═════ Supplied material ═════

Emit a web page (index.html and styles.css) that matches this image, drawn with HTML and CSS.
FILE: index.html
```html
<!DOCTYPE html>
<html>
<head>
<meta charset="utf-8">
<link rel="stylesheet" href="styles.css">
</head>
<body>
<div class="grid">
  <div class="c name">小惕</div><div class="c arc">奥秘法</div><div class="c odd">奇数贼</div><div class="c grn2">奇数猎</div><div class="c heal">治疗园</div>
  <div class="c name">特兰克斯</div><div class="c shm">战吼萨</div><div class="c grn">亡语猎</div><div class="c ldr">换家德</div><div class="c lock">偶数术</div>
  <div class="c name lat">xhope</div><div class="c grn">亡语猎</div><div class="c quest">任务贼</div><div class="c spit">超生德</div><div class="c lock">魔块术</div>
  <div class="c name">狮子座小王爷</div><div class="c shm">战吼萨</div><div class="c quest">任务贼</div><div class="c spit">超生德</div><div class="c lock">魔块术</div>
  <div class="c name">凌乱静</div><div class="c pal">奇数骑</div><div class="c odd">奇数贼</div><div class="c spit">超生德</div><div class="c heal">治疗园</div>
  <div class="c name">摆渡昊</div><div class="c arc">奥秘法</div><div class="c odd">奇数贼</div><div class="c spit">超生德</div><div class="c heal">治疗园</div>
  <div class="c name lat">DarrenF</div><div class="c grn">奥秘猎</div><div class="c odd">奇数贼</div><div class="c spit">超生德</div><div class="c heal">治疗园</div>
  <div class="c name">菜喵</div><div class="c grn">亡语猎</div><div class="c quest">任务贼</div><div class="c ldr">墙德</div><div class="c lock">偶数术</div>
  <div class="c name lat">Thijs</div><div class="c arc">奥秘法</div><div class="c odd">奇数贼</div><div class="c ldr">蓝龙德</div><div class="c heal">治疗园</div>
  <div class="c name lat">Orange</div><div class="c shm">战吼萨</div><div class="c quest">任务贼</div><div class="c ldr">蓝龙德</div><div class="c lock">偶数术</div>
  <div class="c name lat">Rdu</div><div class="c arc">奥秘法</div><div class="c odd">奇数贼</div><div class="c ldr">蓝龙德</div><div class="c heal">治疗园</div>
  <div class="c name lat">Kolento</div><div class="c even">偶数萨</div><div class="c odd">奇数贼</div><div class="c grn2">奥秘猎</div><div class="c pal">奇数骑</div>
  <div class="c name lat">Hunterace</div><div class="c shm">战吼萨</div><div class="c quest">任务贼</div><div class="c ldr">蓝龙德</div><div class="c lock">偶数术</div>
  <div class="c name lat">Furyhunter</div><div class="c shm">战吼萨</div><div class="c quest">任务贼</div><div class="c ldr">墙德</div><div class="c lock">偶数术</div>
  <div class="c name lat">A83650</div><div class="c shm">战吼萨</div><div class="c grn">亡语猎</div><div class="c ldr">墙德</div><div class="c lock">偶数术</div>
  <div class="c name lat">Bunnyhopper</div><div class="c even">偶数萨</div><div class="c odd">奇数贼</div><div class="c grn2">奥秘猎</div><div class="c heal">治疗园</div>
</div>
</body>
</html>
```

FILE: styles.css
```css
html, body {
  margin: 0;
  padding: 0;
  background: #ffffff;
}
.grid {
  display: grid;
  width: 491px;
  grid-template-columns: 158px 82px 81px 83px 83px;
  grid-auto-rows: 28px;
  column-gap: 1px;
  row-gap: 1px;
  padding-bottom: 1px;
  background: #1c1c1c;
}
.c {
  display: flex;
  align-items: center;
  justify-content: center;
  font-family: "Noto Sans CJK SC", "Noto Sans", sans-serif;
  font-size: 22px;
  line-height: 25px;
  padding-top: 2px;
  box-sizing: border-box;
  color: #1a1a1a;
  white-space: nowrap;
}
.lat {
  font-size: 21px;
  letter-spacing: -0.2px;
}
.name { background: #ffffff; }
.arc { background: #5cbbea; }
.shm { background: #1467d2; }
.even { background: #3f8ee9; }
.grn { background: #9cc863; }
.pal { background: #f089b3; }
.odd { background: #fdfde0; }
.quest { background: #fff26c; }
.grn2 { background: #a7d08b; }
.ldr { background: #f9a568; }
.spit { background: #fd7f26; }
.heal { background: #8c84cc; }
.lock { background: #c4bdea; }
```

═════

- [Directions for this task] Restate the data above word for word, please.

- [Answer to this problem]
Emit a web page (index.html and styles.css) that matches this image, drawn with HTML and CSS.
FILE: index.html
```html
<!DOCTYPE html>
<html>
<head>
<meta charset="utf-8">
<link rel="stylesheet" href="styles.css">
</head>
<body>
<div class="grid">
  <div class="c name">小惕</div><div class="c arc">奥秘法</div><div class="c odd">奇数贼</div><div class="c grn2">奇数猎</div><div class="c heal">治疗园</div>
  <div class="c name">特兰克斯</div><div class="c shm">战吼萨</div><div class="c grn">亡语猎</div><div class="c ldr">换家德</div><div class="c lock">偶数术</div>
  <div class="c name lat">xhope</div><div class="c grn">亡语猎</div><div class="c quest">任务贼</div><div class="c spit">超生德</div><div class="c lock">魔块术</div>
  <div class="c name">狮子座小王爷</div><div class="c shm">战吼萨</div><div class="c quest">任务贼</div><div class="c spit">超生德</div><div class="c lock">魔块术</div>
  <div class="c name">凌乱静</div><div class="c pal">奇数骑</div><div class="c odd">奇数贼</div><div class="c spit">超生德</div><div class="c heal">治疗园</div>
  <div class="c name">摆渡昊</div><div class="c arc">奥秘法</div><div class="c odd">奇数贼</div><div class="c spit">超生德</div><div class="c heal">治疗园</div>
  <div class="c name lat">DarrenF</div><div class="c grn">奥秘猎</div><div class="c odd">奇数贼</div><div class="c spit">超生德</div><div class="c heal">治疗园</div>
  <div class="c name">菜喵</div><div class="c grn">亡语猎</div><div class="c quest">任务贼</div><div class="c ldr">墙德</div><div class="c lock">偶数术</div>
  <div class="c name lat">Thijs</div><div class="c arc">奥秘法</div><div class="c odd">奇数贼</div><div class="c ldr">蓝龙德</div><div class="c heal">治疗园</div>
  <div class="c name lat">Orange</div><div class="c shm">战吼萨</div><div class="c quest">任务贼</div><div class="c ldr">蓝龙德</div><div class="c lock">偶数术</div>
  <div class="c name lat">Rdu</div><div class="c arc">奥秘法</div><div class="c odd">奇数贼</div><div class="c ldr">蓝龙德</div><div class="c heal">治疗园</div>
  <div class="c name lat">Kolento</div><div class="c even">偶数萨</div><div class="c odd">奇数贼</div><div class="c grn2">奥秘猎</div><div class="c pal">奇数骑</div>
  <div class="c name lat">Hunterace</div><div class="c shm">战吼萨</div><div class="c quest">任务贼</div><div class="c ldr">蓝龙德</div><div class="c lock">偶数术</div>
  <div class="c name lat">Furyhunter</div><div class="c shm">战吼萨</div><div class="c quest">任务贼</div><div class="c ldr">墙德</div><div class="c lock">偶数术</div>
  <div class="c name lat">A83650</div><div class="c shm">战吼萨</div><div class="c grn">亡语猎</div><div class="c ldr">墙德</div><div class="c lock">偶数术</div>
  <div class="c name lat">Bunnyhopper</div><div class="c even">偶数萨</div><div class="c odd">奇数贼</div><div class="c grn2">奥秘猎</div><div class="c heal">治疗园</div>
</div>
</body>
</html>
```

FILE: styles.css
```css
html, body {
  margin: 0;
  padding: 0;
  background: #ffffff;
}
.grid {
  display: grid;
  width: 491px;
  grid-template-columns: 158px 82px 81px 83px 83px;
  grid-auto-rows: 28px;
  column-gap: 1px;
  row-gap: 1px;
  padding-bottom: 1px;
  background: #1c1c1c;
}
.c {
  display: flex;
  align-items: center;
  justify-content: center;
  font-family: "Noto Sans CJK SC", "Noto Sans", sans-serif;
  font-size: 22px;
  line-height: 25px;
  padding-top: 2px;
  box-sizing: border-box;
  color: #1a1a1a;
  white-space: nowrap;
}
.lat {
  font-size: 21px;
  letter-spacing: -0.2px;
}
.name { background: #ffffff; }
.arc { background: #5cbbea; }
.shm { background: #1467d2; }
.even { background: #3f8ee9; }
.grn { background: #9cc863; }
.pal { background: #f089b3; }
.odd { background: #fdfde0; }
.quest { background: #fff26c; }
.grn2 { background: #a7d08b; }
.ldr { background: #f9a568; }
.spit { background: #fd7f26; }
.heal { background: #8c84cc; }
.lock { background: #c4bdea; }
```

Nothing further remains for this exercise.